• _GIVEN INFORMATION_:
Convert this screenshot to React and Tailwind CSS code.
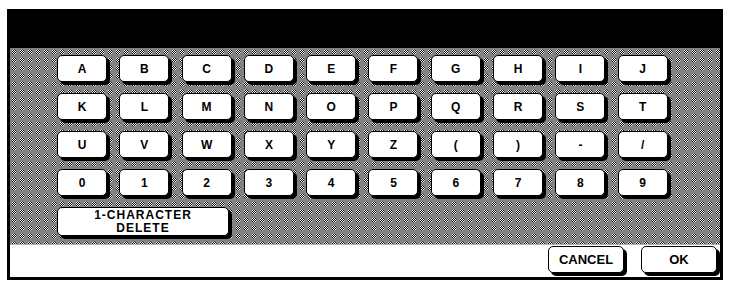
import React from 'react';

const rows = [
    ['A', 'B', 'C', 'D', 'E', 'F', 'G', 'H', 'I', 'J'],
    ['K', 'L', 'M', 'N', 'O', 'P', 'Q', 'R', 'S', 'T'],
    ['U', 'V', 'W', 'X', 'Y', 'Z', '(', ')', '-', '/'],
    ['0', '1', '2', '3', '4', '5', '6', '7', '8', '9'],
];

function Key({ children, className = 'w-[50px] h-[27px] leading-[12px]' }) {
    return (
        <button
            className={`${className} shrink-0 rounded-[5px] border border-black bg-white shadow-[3px_3px_0_#000] flex flex-col items-center justify-center text-[12px] font-bold text-black`}
        >
            {children}
        </button>
    );
}

export default function App() {
    return (
        <div className="w-[732px] h-[287px] bg-white pt-[9px] pl-[7px] font-['Liberation_Sans',Arial,sans-serif]">
            <div className="w-[716px] h-[271px] bg-black px-[3px] pb-[3px] flex flex-col">
                {/* input display */}
                <div className="h-[39px] shrink-0" />

                {/* keyboard */}
                <div className="h-[196px] shrink-0 pt-[7px] pl-[47px] flex flex-col gap-y-[11px] bg-[image:radial-gradient(circle,transparent_2px,#828282_3px),conic-gradient(#000_25%,#fff_0_50%,#000_0_75%,#fff_0)] bg-size-[8px_8px,2px_2px]">
                    {rows.map((row, i) => (
                        <div key={i} className="flex gap-x-[12.3px]">
                            {row.map(ch => (
                                <Key key={ch}>{ch}</Key>
                            ))}
                        </div>
                    ))}
                    <div className="flex">
                        <Key className="w-[172px] h-[29px] leading-[13px] tracking-[1px]">
                            <span>1-CHARACTER</span>
                            <span>DELETE</span>
                        </Key>
                    </div>
                </div>

                {/* actions */}
                <div className="flex-1 bg-white border-t border-[#b0b0b0] flex justify-end items-start pt-[1px] pr-[3px] gap-x-[17px]">
                    <Key className="w-[76px] h-[27px] leading-[12px] text-[13px]">CANCEL</Key>
                    <Key className="w-[76px] h-[27px] leading-[12px] text-[13px]">OK</Key>
                </div>
            </div>
        </div>
    );
}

• _WHAT THIS TASK INVOLVES_: Write out the full set of lines verbatim, without the pictures.

• _FINISHED EXERCISE_:
Convert this screenshot to React and Tailwind CSS code.
import React from 'react';

const rows = [
    ['A', 'B', 'C', 'D', 'E', 'F', 'G', 'H', 'I', 'J'],
    ['K', 'L', 'M', 'N', 'O', 'P', 'Q', 'R', 'S', 'T'],
    ['U', 'V', 'W', 'X', 'Y', 'Z', '(', ')', '-', '/'],
    ['0', '1', '2', '3', '4', '5', '6', '7', '8', '9'],
];

function Key({ children, className = 'w-[50px] h-[27px] leading-[12px]' }) {
    return (
        <button
            className={`${className} shrink-0 rounded-[5px] border border-black bg-white shadow-[3px_3px_0_#000] flex flex-col items-center justify-center text-[12px] font-bold text-black`}
        >
            {children}
        </button>
    );
}

export default function App() {
    return (
        <div className="w-[732px] h-[287px] bg-white pt-[9px] pl-[7px] font-['Liberation_Sans',Arial,sans-serif]">
            <div className="w-[716px] h-[271px] bg-black px-[3px] pb-[3px] flex flex-col">
                {/* input display */}
                <div className="h-[39px] shrink-0" />

                {/* keyboard */}
                <div className="h-[196px] shrink-0 pt-[7px] pl-[47px] flex flex-col gap-y-[11px] bg-[image:radial-gradient(circle,transparent_2px,#828282_3px),conic-gradient(#000_25%,#fff_0_50%,#000_0_75%,#fff_0)] bg-size-[8px_8px,2px_2px]">
                    {rows.map((row, i) => (
                        <div key={i} className="flex gap-x-[12.3px]">
                            {row.map(ch => (
                                <Key key={ch}>{ch}</Key>
                            ))}
                        </div>
                    ))}
                    <div className="flex">
                        <Key className="w-[172px] h-[29px] leading-[13px] tracking-[1px]">
                            <span>1-CHARACTER</span>
                            <span>DELETE</span>
                        </Key>
                    </div>
                </div>

                {/* actions */}
                <div className="flex-1 bg-white border-t border-[#b0b0b0] flex justify-end items-start pt-[1px] pr-[3px] gap-x-[17px]">
                    <Key className="w-[76px] h-[27px] leading-[12px] text-[13px]">CANCEL</Key>
                    <Key className="w-[76px] h-[27px] leading-[12px] text-[13px]">OK</Key>
                </div>
            </div>
        </div>
    );
}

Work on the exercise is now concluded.